THE EXERCISE ▸ Filter out everything except lines holding "styles".
## Start MATERIAL
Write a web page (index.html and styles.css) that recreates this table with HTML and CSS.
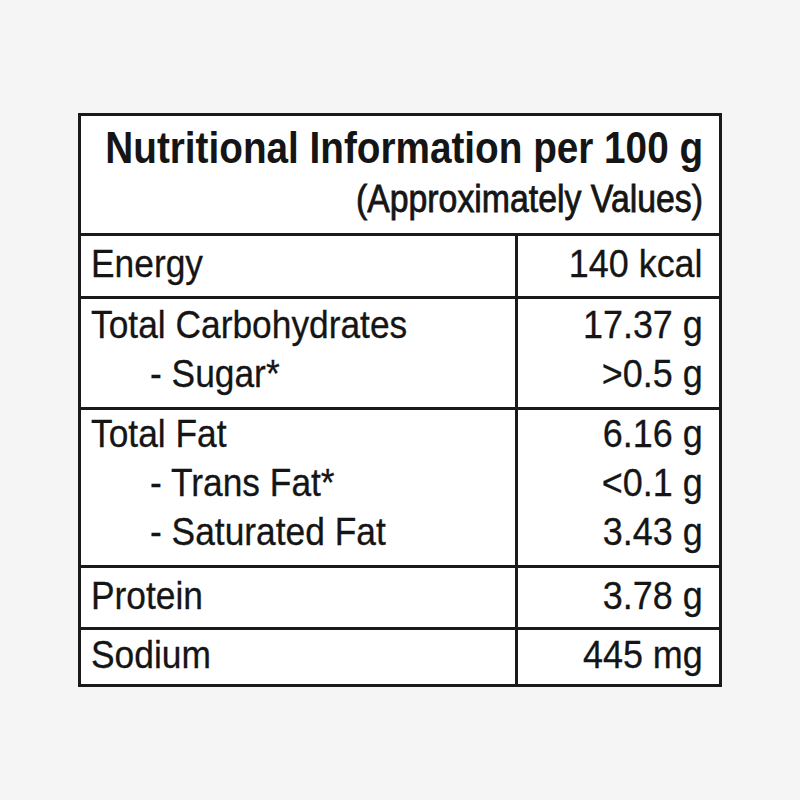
FILE: index.html
```html
<!DOCTYPE html>
<html lang="en">
<head>
<meta charset="utf-8">
<title>Nutritional Information</title>
<link rel="stylesheet" href="styles.css">
</head>
<body>
<div class="label">
  <div class="head">
    <div class="title"><span class="nx nx-r">Nutritional Information per 100 g</span></div>
    <div class="sub"><span class="nx nx-r">(Approximately Values)</span></div>
  </div>

  <div class="row row-energy">
    <div class="name"><div class="ln"><span class="nx">Energy</span></div></div>
    <div class="val"><div class="ln"><span class="nx nx-r">140 kcal</span></div></div>
  </div>

  <div class="row row-carb">
    <div class="name">
      <div class="ln"><span class="nx">Total Carbohydrates</span></div>
      <div class="ln"><span class="nx indent">- Sugar*</span></div>
    </div>
    <div class="val">
      <div class="ln"><span class="nx nx-r">17.37 g</span></div>
      <div class="ln"><span class="nx nx-r">&gt;0.5 g</span></div>
    </div>
  </div>

  <div class="row row-fat">
    <div class="name">
      <div class="ln"><span class="nx">Total Fat</span></div>
      <div class="ln"><span class="nx indent">- Trans Fat*</span></div>
      <div class="ln"><span class="nx indent">- Saturated Fat</span></div>
    </div>
    <div class="val">
      <div class="ln"><span class="nx nx-r">6.16 g</span></div>
      <div class="ln"><span class="nx nx-r">&lt;0.1 g</span></div>
      <div class="ln"><span class="nx nx-r">3.43 g</span></div>
    </div>
  </div>

  <div class="row row-protein">
    <div class="name"><div class="ln"><span class="nx">Protein</span></div></div>
    <div class="val"><div class="ln"><span class="nx nx-r">3.78 g</span></div></div>
  </div>

  <div class="row row-sodium">
    <div class="name"><div class="ln"><span class="nx">Sodium</span></div></div>
    <div class="val"><div class="ln"><span class="nx nx-r">445 mg</span></div></div>
  </div>
</div>
</body>
</html>
```

FILE: styles.css
```css
html, body {
  margin: 0;
  padding: 0;
}

body {
  background: #f5f5f5;
  font-family: "Liberation Sans", Arial, sans-serif;
  color: #151515;
  width: 800px;
  height: 800px;
  overflow: hidden;
}

.label {
  box-sizing: border-box;
  width: 644px;
  margin: 113px 0 0 78px;
  background: #ffffff;
  border: 3px solid #1a1a1a;
}

.nx {
  display: inline-block;
  white-space: pre;
  transform: scaleX(0.93);
  transform-origin: left center;
  -webkit-text-stroke: 0.3px #151515;
}

.nx-r {
  transform-origin: right center;
}

/* header */
.head {
  padding: 9px 16px 9px 10px;
  border-bottom: 3px solid #1a1a1a;
}

.title,
.sub {
  display: flex;
  justify-content: flex-end;
}

.title {
  font-size: 45px;
  line-height: 45px;
  font-weight: 700;
}

.title .nx {
  transform: scaleX(0.86);
  -webkit-text-stroke: 0;
}

.sub {
  margin-top: 5px;
  font-size: 38px;
  line-height: 49px;
  font-weight: 400;
}

.sub .nx {
  transform: scaleX(0.89);
  -webkit-text-stroke: 0.8px #151515;
}

/* rows */
.row {
  display: grid;
  grid-template-columns: 434px 1fr;
  font-size: 38px;
  line-height: 49px;
  border-top: 3px solid #1a1a1a;
}

.row-energy {
  border-top: none;
}

.name {
  padding-left: 10px;
}

.val {
  border-left: 3px solid #1a1a1a;
  padding-right: 16px;
  text-align: right;
}

.val .nx {
  transform: scaleX(0.945);
}

.indent {
  margin-left: 59px;
}

.row-energy .name, .row-energy .val { padding-top: 4px; padding-bottom: 7px; }
.row-carb .name, .row-carb .val { padding-top: 2px; padding-bottom: 8px; }
.row-fat .name, .row-fat .val { padding-top: 0; padding-bottom: 8px; }
.row-protein .name, .row-protein .val { padding-top: 4px; padding-bottom: 6px; }
.row-sodium .name, .row-sodium .val { padding-top: 1px; padding-bottom: 4px; }
```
## End MATERIAL
SOLUTION FOR THIS PROBLEM ▸
Write a web page (index.html and styles.css) that recreates this table with HTML and CSS.
<link rel="stylesheet" href="styles.css">
FILE: styles.css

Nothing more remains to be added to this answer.